Solid tumors have a whole bag of tricks to avoid the immune system. Fortunately, new therapies aim at these strategies to sensitize the patient’s immune system to the tumor. A new study from the University of Rochester Medical Center laboratory has discovered a simple, practical way that uses light and optics to turn killer immune cells to the tumors.
The lead author of this study, Minsoo Kim, Ph.D., works as a professor of Microbiology and Immunology, and is also an investigator at the Wilmot Cancer Institute. This work from Kim’s laboratory were published in the online journal Nature Communications. Kim described the method devised in his laboratory as similar to “sending light on a spy mission to track down cancer cells.”
A new therapy for treating hard-to-crack cancers is called immunotherapy. Immunotherapy does not utilize radiation or chemotherapy, but instructs the patient’s T lymphocytes to attack the cancerous cells. For example, CAR T-cell therapy removes the patient’s T cells, grows them in the laboratory, genetically engineers them to recognize, attack and kill the cancer, and then reintroduces these cells back into the patient. This is one type of immunotherapy. While this ingenuous technique shows remarkable promise, the immune system can overreact or under-react sometimes. Also, slippery cancers can find ways to hide from marauding T cells. Likewise, aggressive tumors often have mechanisms by which they suppress the immune system and surround themselves with a kind of “no-go” zone that prevents any immune cells from coming near the tumor. These immunosuppressive microenvironments that surround the malignant tumor keeps T cells out.

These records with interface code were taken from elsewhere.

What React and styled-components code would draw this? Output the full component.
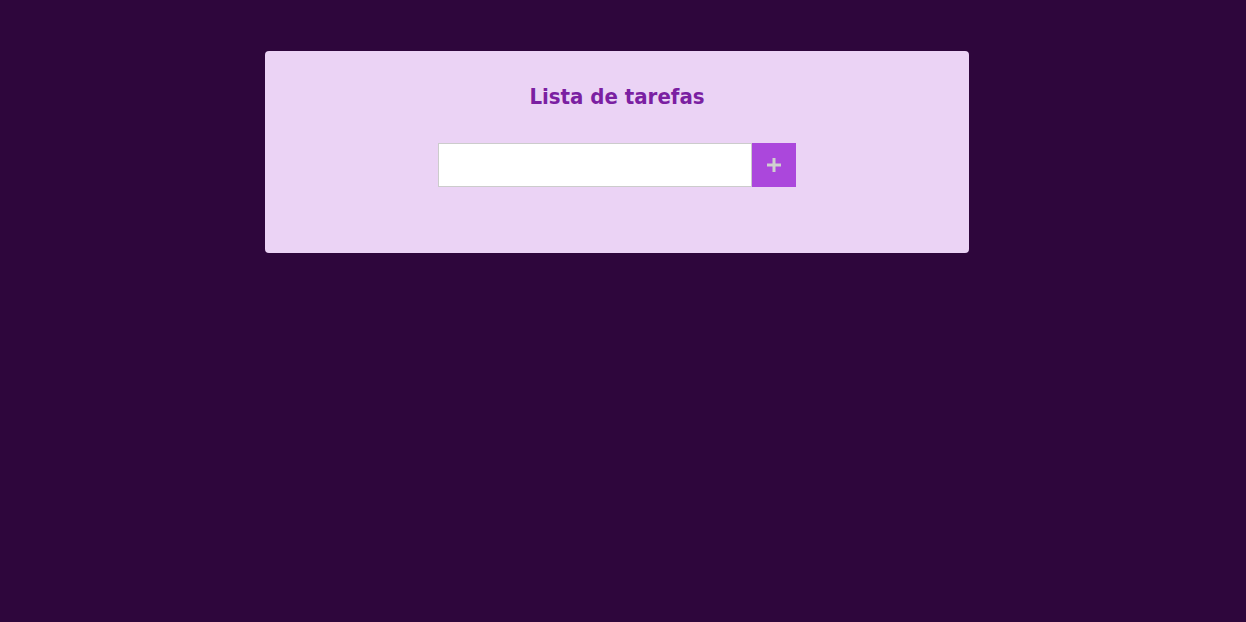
import React, { useState } from "react";
import styled, { createGlobalStyle } from "styled-components";

const GlobalStyle = createGlobalStyle`
  html, body {
    margin: 0;
    padding: 0;
    background: #2e063c;
    font-family: "DejaVu Sans", "Liberation Sans", sans-serif;
  }
  * { box-sizing: border-box; }
`;

const Page = styled.div`
  min-height: 100vh;
  display: flex;
  justify-content: center;
  align-items: flex-start;
  padding: 51px 12px 0 0;
`;

const Card = styled.div`
  width: 704px;
  height: 202px;
  background: #ebd3f5;
  border-radius: 4px;
  display: flex;
  flex-direction: column;
  align-items: center;
  padding-top: 33px;
`;

const Title = styled.h2`
  margin: 0;
  font-family: "DejaVu Sans Condensed", "DejaVu Sans", sans-serif;
  font-stretch: condensed;
  font-size: 22px;
  font-weight: bold;
  color: #7b1fa2;
  line-height: 26px;
`;

const Form = styled.form`
  display: flex;
  margin-top: 33px;
`;

const Input = styled.input`
  width: 314px;
  height: 44px;
  border: 1px solid #cccccc;
  background: #fff;
  padding: 0 10px;
  font-size: 16px;
  outline: none;
`;

const AddButton = styled.button`
  width: 44px;
  height: 44px;
  border: none;
  background: #ab47dc;
  display: flex;
  align-items: center;
  justify-content: center;
  padding: 0;
  cursor: pointer;
`;

const PlusIcon = () => (
  <svg width="14" height="14" viewBox="0 0 14 14">
    <path d="M7 0v14M0 7h14" stroke="#cfcfcf" strokeWidth="3" />
  </svg>
);

export default function App() {
  const [task, setTask] = useState("");

  return (
    <>
      <GlobalStyle />
      <Page>
        <Card>
          <Title>Lista de tarefas</Title>
          <Form onSubmit={(e) => e.preventDefault()}>
            <Input value={task} onChange={(e) => setTask(e.target.value)} />
            <AddButton type="submit" aria-label="Adicionar">
              <PlusIcon />
            </AddButton>
          </Form>
        </Card>
      </Page>
    </>
  );
}
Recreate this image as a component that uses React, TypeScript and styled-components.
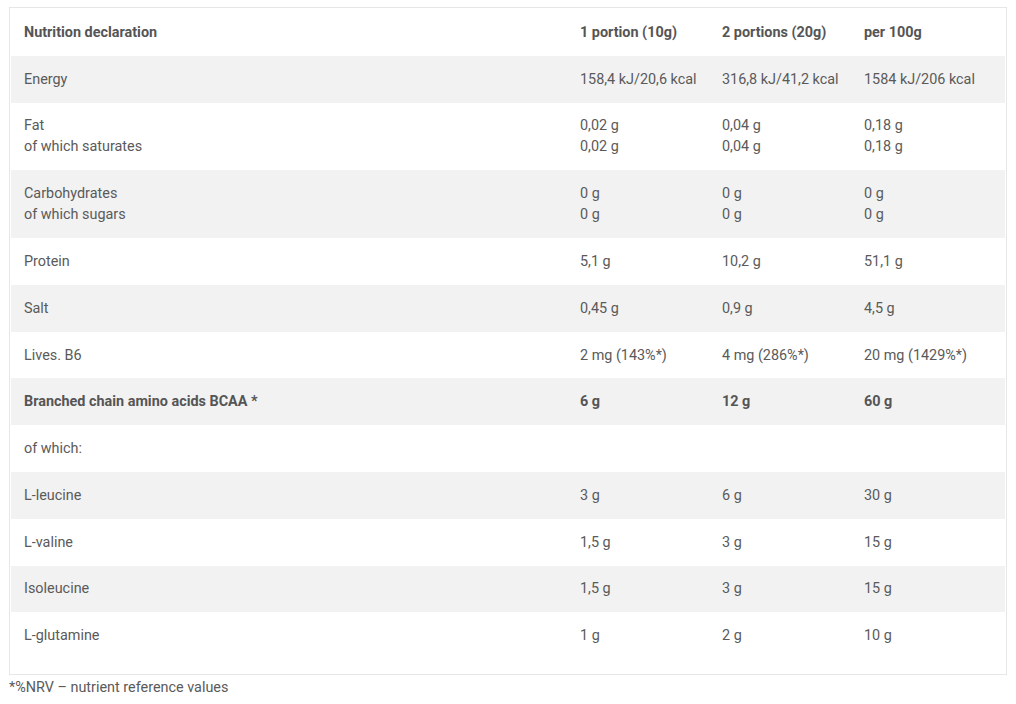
import React from "react";
import styled, { createGlobalStyle } from "styled-components";

const Global = createGlobalStyle`
  html, body { margin: 0; padding: 0; background: #fff; }
  body { font-family: Roboto, "Noto Sans", Arial, sans-serif; }
`;

const Page = styled.div`
  padding: 7px 9px 0;
  color: #585858;
  font-size: 14.4px;
  line-height: 21px;
`;

const Box = styled.div`
  border: 1px solid #e6e6e6;
  padding: 1px 1px 15px;
`;

const Table = styled.table`
  width: 100%;
  border-collapse: collapse;
  table-layout: fixed;
`;

const Row = styled.tr<{ $striped?: boolean }>`
  background: ${(p) => (p.$striped ? "#f2f2f2" : "transparent")};
`;

const Cell = styled.td<{ $bold?: boolean }>`
  padding: 12.9px 13px;
  vertical-align: top;
  font-weight: ${(p) => (p.$bold ? 700 : 400)};
  color: ${(p) => (p.$bold ? "#555" : "#5a5a5a")};
  white-space: nowrap;
`;

const Col = styled.col<{ $w: number }>`
  width: ${(p) => p.$w}px;
`;

const Footer = styled.div`
  margin-top: 2px;
  color: #5a5a5a;
`;

type R = { cells: string[][]; bold?: boolean };

const rows: R[] = [
  { cells: [["Nutrition declaration"], ["1 portion (10g)"], ["2 portions (20g)"], ["per 100g"]], bold: true },
  { cells: [["Energy"], ["158,4 kJ/20,6 kcal"], ["316,8 kJ/41,2 kcal"], ["1584 kJ/206 kcal"]] },
  { cells: [["Fat", "of which saturates"], ["0,02 g", "0,02 g"], ["0,04 g", "0,04 g"], ["0,18 g", "0,18 g"]] },
  { cells: [["Carbohydrates", "of which sugars"], ["0 g", "0 g"], ["0 g", "0 g"], ["0 g", "0 g"]] },
  { cells: [["Protein"], ["5,1 g"], ["10,2 g"], ["51,1 g"]] },
  { cells: [["Salt"], ["0,45 g"], ["0,9 g"], ["4,5 g"]] },
  { cells: [["Lives. B6"], ["2 mg (143%*)"], ["4 mg (286%*)"], ["20 mg (1429%*)"]] },
  { cells: [["Branched chain amino acids BCAA *"], ["6 g"], ["12 g"], ["60 g"]], bold: true },
  { cells: [["of which:"], [""], [""], [""]] },
  { cells: [["L-leucine"], ["3 g"], ["6 g"], ["30 g"]] },
  { cells: [["L-valine"], ["1,5 g"], ["3 g"], ["15 g"]] },
  { cells: [["Isoleucine"], ["1,5 g"], ["3 g"], ["15 g"]] },
  { cells: [["L-glutamine"], ["1 g"], ["2 g"], ["10 g"]] },
];

export default function App() {
  return (
    <Page>
      <Global />
      <Box>
        <Table>
          <colgroup>
            <Col $w={556} />
            <Col $w={142} />
            <Col $w={142} />
            <Col $w={154} />
          </colgroup>
          <tbody>
            {rows.map((r, i) => (
              <Row key={i} $striped={i % 2 === 1}>
                {r.cells.map((lines, j) => (
                  <Cell key={j} $bold={r.bold}>
                    {lines.map((l, k) => (
                      <React.Fragment key={k}>
                        {k > 0 && <br />}
                        {l}
                      </React.Fragment>
                    ))}
                  </Cell>
                ))}
              </Row>
            ))}
          </tbody>
        </Table>
      </Box>
      <Footer>*%NRV – nutrient reference values</Footer>
    </Page>
  );
}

While it is true that T cells can be engineered to be more efficient killers, unleashing such supercharged T cells into the body can produce a tempest of toxicities. Is there a safer way?
Kim and his colleagues tried to find a kinder, gentler way to crack the tumor. They used a two-prong approach. First, Kim and others discovered that light-sensitive molecules could effectively guide T cells toward tumors. Kim and his coworkers even discovered that a molecule from algae called “channelrhodopsin” (CatCh) that is light-sensitive, could be introduced into immune cells by genetically engineering them with viruses. This technology is so novel that the university’s technology transfer office has filed for patent protection on the invention. Secondly, Kim collaborated with University of Rochester optics and photonics experts to design a Light Emitting Diode (LED) chip that could be implanted and shine light on the tumor.
Next, the Kim group fitted their mice with a small battery pack that sent a wireless signal to the implanted LED chip. When the ears of the mice were implanted with aggressive melanoma cells taken from a patient, the chip remotely shines light on the implanted tumor and surrounding areas. The light-guided T cells ran headlong to the tumor, ignoring the no-go zone where they killed the implanted tumor.
Even more interestingly, the LED chip with the battery pack were used in many control mice and no toxic side effects were observed. In the tumor-implanted mice, the light-guided T cells completely destroyed the implanted melanoma was destroyed without dangerous side effects.
In the future, Kim wants to determine if the wireless LED signal can deliver light to tumors deep within the body instead only on the surface. Also, can light shined into deep areas of the body still guide the T cells to the tumor to attack the tumor.
Kim cautiously emphasized that while his discovery is exciting, it is only meant to be combined with immunotherapy to make it safer, more effective, and traceable. Perhaps with additional improvements, Kim’s optical method might allow doctors to see, in real-time, if cancer therapies are reaching their target. Currently when patients receive immunotherapy, they must wait for several weeks and then have imaging scans to determine if the treatment worked.
“The beauty of our approach is that it’s highly flexible, non-toxic, and focused on activating T cells to do their jobs,” Kim said.